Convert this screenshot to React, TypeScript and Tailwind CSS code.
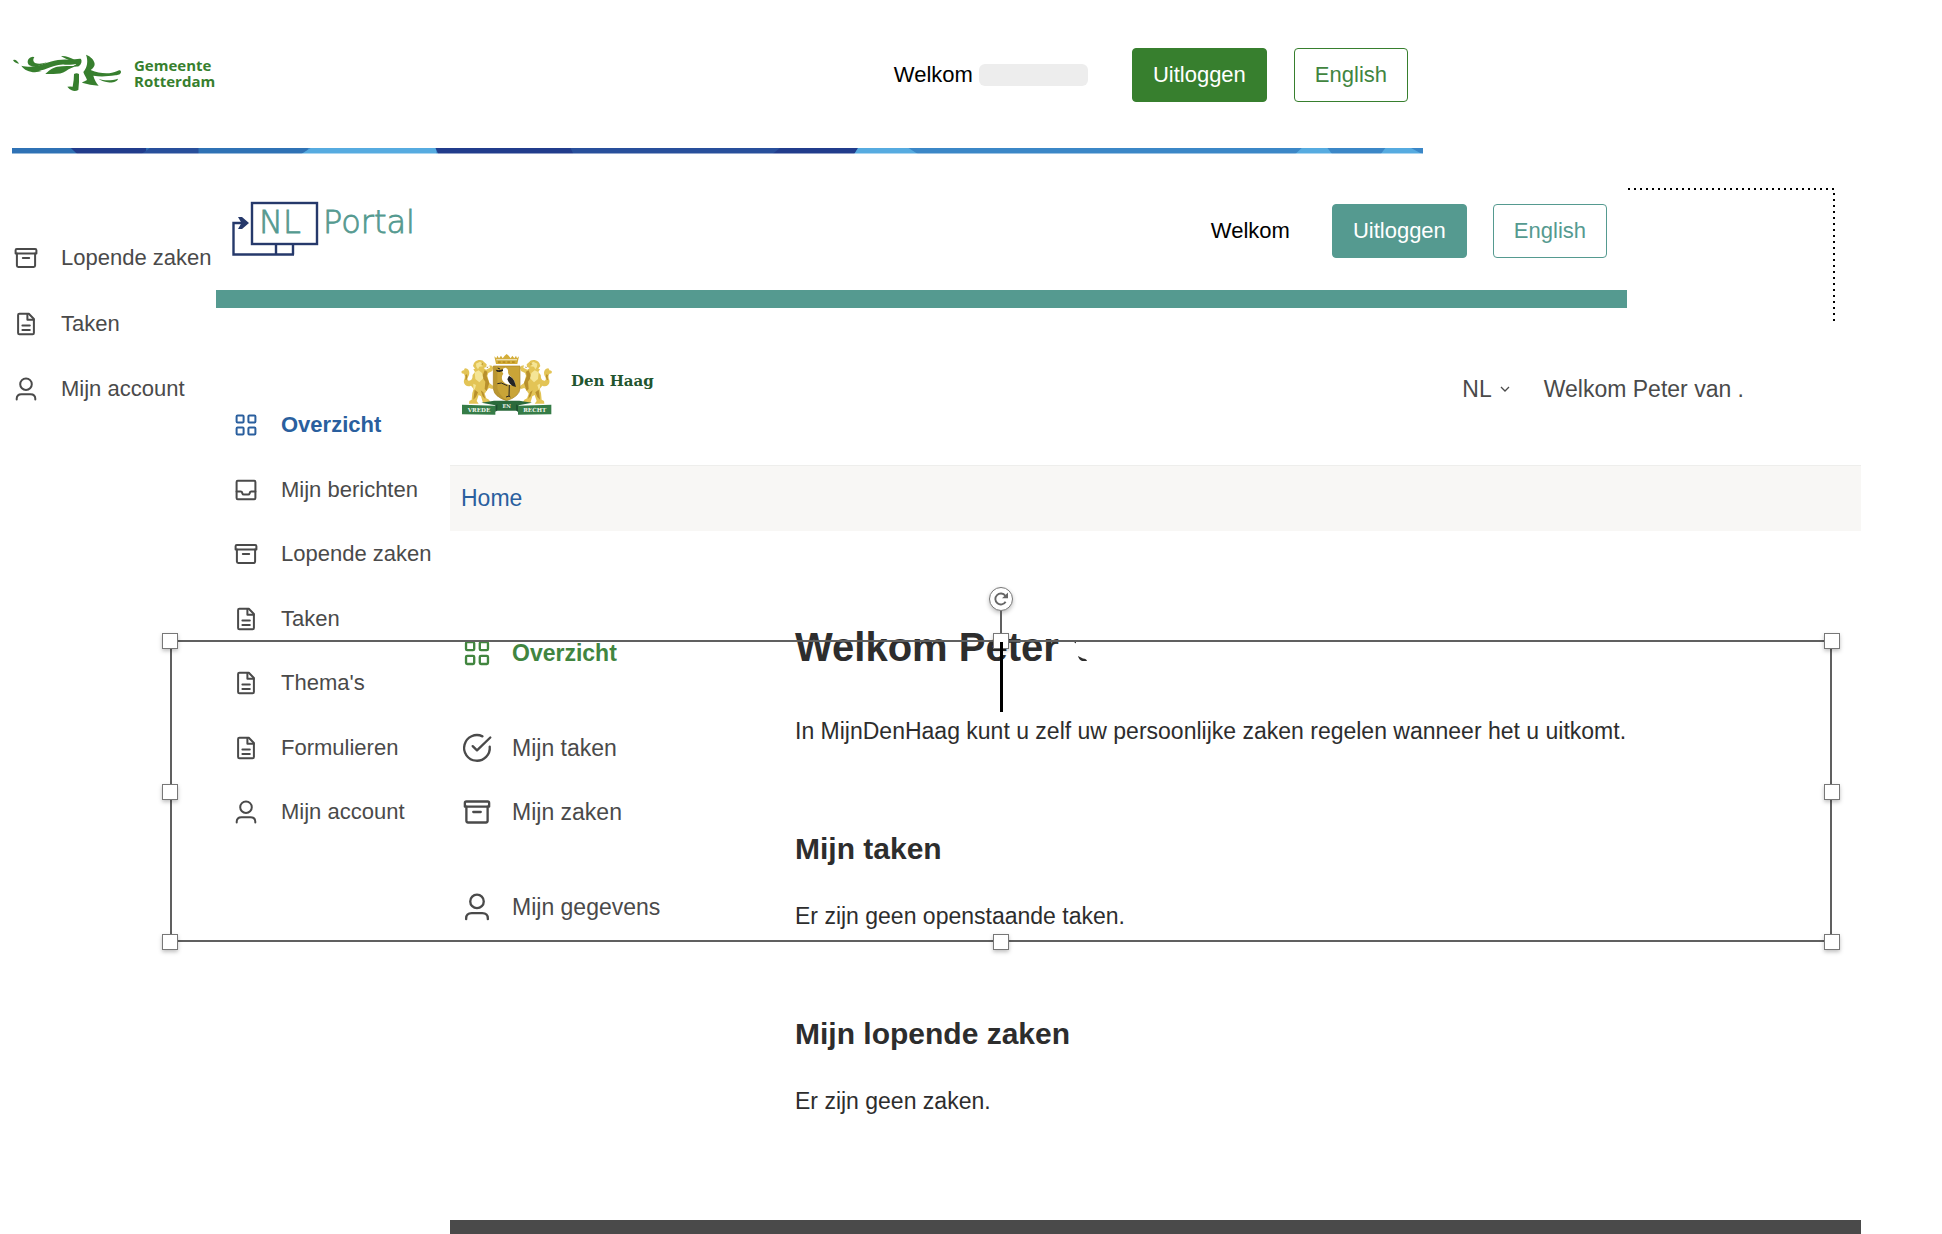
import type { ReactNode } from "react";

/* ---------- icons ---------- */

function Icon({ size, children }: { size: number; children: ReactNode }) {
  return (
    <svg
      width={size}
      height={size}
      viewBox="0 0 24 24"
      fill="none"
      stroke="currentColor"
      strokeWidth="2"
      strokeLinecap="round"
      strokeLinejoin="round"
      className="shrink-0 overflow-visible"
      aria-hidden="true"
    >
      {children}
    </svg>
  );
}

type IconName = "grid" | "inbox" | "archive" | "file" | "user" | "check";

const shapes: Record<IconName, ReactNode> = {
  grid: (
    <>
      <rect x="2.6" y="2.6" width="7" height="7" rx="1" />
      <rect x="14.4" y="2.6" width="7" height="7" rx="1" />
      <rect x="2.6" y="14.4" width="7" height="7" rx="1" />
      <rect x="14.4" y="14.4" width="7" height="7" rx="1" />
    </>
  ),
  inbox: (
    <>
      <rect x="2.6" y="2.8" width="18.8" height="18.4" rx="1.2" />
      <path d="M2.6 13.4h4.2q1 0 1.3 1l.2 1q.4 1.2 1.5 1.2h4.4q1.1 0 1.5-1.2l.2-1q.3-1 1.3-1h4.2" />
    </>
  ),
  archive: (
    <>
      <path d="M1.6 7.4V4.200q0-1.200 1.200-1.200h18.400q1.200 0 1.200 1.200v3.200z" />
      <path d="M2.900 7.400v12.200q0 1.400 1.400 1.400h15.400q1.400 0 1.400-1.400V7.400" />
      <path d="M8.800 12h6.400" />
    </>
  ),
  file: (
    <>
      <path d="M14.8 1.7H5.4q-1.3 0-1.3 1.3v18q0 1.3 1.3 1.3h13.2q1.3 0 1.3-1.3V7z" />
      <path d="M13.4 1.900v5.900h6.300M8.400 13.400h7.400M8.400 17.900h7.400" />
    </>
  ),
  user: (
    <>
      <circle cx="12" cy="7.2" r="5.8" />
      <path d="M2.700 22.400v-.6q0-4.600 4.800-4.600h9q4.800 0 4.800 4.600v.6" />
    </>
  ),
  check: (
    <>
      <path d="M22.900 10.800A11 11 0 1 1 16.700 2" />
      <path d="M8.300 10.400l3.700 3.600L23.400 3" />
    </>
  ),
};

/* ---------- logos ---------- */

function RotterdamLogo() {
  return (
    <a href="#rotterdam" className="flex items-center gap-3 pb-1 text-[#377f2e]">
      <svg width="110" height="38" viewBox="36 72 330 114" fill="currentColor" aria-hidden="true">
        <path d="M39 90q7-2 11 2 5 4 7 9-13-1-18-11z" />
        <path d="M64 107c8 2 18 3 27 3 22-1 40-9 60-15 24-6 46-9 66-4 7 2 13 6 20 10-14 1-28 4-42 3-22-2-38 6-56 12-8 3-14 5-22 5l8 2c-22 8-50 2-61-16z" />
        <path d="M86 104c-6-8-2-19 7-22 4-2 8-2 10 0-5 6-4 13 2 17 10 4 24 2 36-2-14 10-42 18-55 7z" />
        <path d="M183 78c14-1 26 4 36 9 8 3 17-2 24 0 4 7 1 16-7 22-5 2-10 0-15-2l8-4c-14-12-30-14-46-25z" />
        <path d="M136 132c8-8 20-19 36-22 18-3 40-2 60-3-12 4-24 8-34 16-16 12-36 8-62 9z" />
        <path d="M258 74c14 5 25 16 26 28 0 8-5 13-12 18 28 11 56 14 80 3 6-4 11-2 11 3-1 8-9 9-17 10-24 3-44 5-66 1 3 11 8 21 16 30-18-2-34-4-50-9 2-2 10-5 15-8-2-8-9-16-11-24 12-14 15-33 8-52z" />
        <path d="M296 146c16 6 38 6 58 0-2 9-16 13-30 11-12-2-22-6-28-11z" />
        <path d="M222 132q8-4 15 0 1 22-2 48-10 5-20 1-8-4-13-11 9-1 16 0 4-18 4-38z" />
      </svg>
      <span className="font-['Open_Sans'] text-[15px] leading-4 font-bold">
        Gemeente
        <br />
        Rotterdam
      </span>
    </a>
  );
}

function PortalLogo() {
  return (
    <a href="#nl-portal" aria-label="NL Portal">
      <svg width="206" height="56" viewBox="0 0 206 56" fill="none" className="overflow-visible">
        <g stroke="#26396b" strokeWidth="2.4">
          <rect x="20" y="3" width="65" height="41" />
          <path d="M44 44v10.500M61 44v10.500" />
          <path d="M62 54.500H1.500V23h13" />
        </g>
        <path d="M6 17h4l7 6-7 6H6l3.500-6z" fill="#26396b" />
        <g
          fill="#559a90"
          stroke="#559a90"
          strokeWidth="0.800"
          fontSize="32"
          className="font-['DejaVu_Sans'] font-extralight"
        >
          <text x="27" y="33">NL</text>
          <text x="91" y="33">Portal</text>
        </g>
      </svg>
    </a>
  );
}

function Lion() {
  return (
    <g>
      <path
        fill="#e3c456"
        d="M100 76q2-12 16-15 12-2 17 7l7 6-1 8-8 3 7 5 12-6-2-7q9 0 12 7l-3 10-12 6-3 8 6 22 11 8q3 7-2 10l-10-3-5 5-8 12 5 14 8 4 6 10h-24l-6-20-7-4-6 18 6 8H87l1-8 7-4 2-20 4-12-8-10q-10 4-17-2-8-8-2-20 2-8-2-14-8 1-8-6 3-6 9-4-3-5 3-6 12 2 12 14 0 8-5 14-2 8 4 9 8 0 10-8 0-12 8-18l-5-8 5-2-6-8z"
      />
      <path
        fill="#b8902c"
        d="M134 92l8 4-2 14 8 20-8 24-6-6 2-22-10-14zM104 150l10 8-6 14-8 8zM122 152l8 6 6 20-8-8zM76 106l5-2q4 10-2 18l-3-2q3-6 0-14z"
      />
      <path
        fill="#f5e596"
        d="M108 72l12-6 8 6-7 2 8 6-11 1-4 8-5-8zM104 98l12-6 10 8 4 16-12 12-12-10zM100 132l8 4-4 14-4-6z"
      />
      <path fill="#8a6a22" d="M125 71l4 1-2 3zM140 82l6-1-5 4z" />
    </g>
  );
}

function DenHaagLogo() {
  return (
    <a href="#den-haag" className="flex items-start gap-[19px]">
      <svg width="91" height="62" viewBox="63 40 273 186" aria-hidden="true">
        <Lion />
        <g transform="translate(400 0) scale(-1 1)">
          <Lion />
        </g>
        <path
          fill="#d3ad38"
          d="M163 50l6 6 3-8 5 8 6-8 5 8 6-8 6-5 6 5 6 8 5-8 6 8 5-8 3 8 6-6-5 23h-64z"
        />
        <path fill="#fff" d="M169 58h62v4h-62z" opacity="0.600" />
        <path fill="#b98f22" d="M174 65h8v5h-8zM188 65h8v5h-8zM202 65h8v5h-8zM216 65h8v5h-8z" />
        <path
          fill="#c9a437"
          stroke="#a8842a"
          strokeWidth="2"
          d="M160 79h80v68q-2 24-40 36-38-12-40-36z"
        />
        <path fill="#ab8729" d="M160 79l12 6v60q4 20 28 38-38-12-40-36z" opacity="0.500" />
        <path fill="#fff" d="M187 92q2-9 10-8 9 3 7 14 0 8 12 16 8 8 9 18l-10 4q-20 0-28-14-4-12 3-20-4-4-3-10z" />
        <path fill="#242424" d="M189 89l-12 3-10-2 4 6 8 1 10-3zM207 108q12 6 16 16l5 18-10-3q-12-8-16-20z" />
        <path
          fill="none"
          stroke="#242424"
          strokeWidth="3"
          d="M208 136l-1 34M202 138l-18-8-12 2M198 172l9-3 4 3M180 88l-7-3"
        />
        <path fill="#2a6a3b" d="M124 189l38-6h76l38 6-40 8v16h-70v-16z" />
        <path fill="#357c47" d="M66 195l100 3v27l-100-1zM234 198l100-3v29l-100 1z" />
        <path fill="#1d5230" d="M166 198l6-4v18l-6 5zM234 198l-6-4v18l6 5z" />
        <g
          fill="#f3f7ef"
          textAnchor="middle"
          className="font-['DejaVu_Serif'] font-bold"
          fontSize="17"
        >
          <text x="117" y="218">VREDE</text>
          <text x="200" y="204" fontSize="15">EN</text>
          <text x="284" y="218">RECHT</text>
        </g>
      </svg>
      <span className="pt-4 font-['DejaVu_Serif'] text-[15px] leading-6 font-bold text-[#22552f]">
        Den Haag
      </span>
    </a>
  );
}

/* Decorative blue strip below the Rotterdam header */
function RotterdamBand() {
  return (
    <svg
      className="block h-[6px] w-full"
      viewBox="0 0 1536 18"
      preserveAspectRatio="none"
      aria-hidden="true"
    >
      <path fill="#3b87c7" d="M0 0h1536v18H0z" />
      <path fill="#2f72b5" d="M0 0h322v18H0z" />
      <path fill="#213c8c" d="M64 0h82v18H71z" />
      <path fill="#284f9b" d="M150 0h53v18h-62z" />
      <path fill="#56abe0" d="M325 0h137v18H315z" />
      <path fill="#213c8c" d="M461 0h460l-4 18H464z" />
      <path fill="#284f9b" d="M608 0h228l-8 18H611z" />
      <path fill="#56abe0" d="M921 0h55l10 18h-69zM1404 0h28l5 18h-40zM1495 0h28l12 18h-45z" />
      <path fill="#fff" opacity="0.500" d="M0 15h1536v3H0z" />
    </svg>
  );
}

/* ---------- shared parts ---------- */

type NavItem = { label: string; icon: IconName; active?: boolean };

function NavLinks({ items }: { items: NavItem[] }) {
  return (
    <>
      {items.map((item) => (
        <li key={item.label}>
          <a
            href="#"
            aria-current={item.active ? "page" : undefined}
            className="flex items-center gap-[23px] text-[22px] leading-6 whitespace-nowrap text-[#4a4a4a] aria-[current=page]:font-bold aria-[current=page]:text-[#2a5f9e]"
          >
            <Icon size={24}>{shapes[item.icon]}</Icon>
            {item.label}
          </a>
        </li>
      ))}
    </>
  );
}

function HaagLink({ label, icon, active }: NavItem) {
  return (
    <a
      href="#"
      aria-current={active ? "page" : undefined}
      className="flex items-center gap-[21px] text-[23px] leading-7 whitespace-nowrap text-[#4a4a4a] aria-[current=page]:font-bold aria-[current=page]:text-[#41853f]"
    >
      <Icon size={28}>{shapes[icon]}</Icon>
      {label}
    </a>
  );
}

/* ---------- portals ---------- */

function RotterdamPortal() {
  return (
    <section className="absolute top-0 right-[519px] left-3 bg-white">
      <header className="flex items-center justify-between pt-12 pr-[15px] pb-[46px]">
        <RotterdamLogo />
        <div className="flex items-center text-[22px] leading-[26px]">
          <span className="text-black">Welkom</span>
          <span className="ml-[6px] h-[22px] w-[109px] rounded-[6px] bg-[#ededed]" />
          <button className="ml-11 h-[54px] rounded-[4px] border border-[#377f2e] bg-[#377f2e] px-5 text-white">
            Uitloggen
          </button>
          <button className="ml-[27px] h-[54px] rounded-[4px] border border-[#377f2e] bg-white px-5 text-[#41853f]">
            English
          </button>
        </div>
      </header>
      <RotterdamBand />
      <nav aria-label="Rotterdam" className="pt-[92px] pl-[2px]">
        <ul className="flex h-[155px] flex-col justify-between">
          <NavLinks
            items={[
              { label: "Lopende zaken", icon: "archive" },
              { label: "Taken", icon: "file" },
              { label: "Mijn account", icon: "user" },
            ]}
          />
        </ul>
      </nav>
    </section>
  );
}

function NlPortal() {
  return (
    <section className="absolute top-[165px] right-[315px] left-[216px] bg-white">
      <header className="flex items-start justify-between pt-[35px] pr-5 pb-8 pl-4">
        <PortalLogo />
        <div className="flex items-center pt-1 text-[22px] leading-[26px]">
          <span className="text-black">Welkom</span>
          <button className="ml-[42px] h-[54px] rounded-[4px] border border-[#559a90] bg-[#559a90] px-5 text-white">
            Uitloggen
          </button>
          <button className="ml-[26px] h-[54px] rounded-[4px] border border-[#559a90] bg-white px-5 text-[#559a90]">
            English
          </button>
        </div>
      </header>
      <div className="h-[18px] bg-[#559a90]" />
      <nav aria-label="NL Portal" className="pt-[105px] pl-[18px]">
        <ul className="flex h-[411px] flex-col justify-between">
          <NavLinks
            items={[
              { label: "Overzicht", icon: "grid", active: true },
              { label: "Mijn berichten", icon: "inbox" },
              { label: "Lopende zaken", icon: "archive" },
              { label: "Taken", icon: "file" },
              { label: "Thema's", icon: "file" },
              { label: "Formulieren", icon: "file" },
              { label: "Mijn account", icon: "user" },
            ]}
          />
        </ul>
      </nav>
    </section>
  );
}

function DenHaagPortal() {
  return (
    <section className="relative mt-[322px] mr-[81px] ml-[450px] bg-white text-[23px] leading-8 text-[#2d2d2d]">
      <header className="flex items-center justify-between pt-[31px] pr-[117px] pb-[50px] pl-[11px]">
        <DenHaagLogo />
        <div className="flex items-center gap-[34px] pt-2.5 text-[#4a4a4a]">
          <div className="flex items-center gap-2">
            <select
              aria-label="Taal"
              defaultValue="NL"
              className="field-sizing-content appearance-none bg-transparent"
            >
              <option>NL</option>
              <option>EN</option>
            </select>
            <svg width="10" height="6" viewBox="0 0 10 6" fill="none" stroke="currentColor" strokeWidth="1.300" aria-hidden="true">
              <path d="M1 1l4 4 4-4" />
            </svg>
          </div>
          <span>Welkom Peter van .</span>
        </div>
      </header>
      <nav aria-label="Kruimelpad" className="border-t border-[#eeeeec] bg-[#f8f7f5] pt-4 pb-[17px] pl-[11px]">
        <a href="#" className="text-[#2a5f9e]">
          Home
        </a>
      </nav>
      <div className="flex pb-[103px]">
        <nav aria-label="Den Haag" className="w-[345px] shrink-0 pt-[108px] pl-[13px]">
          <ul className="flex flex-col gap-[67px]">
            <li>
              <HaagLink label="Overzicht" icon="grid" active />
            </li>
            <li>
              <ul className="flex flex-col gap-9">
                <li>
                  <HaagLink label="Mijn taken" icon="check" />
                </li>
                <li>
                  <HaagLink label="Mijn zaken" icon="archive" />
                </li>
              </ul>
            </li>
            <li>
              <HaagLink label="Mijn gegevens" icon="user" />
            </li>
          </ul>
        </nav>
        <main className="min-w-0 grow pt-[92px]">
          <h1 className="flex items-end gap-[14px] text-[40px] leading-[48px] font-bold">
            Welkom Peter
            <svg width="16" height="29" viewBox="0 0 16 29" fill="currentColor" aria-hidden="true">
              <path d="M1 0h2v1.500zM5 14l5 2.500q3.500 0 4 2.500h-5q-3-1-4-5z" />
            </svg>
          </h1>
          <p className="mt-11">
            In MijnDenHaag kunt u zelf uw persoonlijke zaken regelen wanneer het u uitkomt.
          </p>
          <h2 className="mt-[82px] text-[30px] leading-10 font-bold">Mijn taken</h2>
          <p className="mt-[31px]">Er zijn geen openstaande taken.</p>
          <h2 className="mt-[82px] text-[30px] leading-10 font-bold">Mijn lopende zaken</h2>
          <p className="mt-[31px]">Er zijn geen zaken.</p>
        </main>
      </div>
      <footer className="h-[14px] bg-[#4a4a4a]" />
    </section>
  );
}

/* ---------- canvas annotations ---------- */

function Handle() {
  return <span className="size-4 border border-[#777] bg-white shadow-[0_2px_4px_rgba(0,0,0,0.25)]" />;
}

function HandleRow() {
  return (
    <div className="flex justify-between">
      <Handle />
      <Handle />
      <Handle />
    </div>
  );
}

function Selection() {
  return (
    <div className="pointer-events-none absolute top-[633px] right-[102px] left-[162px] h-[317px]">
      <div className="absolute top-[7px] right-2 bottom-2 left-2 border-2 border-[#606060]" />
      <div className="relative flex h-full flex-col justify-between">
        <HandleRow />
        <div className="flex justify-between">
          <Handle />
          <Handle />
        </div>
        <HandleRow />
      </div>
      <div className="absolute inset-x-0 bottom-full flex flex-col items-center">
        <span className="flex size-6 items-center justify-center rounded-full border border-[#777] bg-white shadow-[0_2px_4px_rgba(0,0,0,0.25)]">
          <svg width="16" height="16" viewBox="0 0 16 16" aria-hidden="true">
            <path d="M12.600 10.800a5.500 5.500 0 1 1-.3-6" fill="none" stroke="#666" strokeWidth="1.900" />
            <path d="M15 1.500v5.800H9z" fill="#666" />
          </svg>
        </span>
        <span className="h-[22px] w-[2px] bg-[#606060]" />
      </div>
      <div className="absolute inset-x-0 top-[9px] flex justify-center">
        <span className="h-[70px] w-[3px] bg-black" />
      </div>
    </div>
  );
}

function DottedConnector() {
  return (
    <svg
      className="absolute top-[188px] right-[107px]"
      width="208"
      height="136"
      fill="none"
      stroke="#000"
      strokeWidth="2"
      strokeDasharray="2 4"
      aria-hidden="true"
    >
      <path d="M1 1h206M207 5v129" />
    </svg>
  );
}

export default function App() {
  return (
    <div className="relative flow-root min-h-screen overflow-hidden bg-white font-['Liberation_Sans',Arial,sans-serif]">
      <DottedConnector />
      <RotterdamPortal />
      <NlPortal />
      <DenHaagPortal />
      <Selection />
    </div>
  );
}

#####

» TASK REQUIREMENTS: Return, unchanged, the lines from the first line of the material through the line that holds "icons ---------- */", inclusive, omitting pictures.

» WRITTEN ANSWER:
Convert this screenshot to React, TypeScript and Tailwind CSS code.
import type { ReactNode } from "react";

/* ---------- icons ---------- */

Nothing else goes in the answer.